When you’re in the middle of the ocean, bobbing along on the
waves, doing everything you can just to keep your head above water, it’s
difficult to be introspective. You’re in survival mode, and everything you do
is solely focused on staying alive. Eventually, after the lifeboat arrives and
throws you a life preserver after you’re dragged on board, have a moment to
catch your breath and know that you are safe, you get a chance to reflect and
consider how much worse it could have been had the lifeboat not arrived when it
did.
It’s only in our day and age that people turn around and sue
individuals who save them from drowning or burning, citing that they were too
rough in their efforts, but any rightly thinking, reasonable, logical
individual would only show gratitude for having been saved, even if they got a
bruise on their hip from being dragged into a boat, or out of a burning building.

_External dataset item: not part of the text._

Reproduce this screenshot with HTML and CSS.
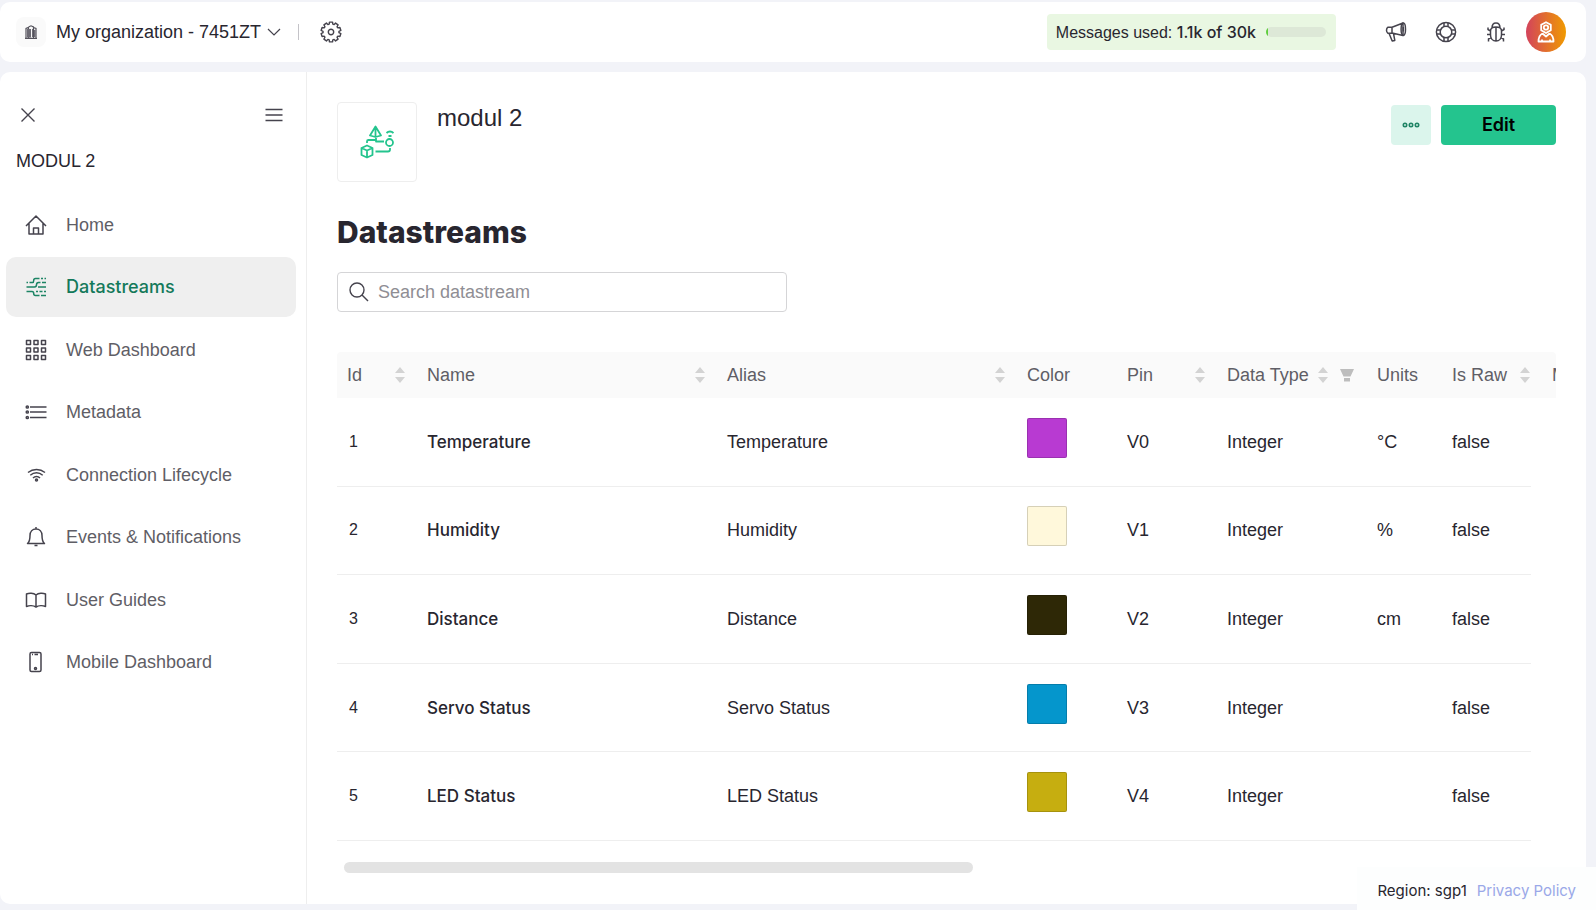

Whenever God delivers you from a situation or a predicament you know full well you could have never delivered yourself from, the only attitude you should have is one of gratitude and thankfulness for His intervention. When I know that of my own accord, through my own strength, and by my own wisdom, I could not have navigated a situation satisfactorily, yet God intervened and made a way when there seemed to be none, anything less than me falling to my knees and thanking Him for His intervention is unseemly and less than He deserves. Gratitude is not just a feeling; it’s a way of acknowledging the divine intervention in our lives.
With love in Christ,
Michael Boldea, Jr.
2 comments:
A timely message today - thank you. Plus the reminder from long ago to 'not pick the scab' that is still so helpful.
Amen He along is worthy! He’s my only safe place.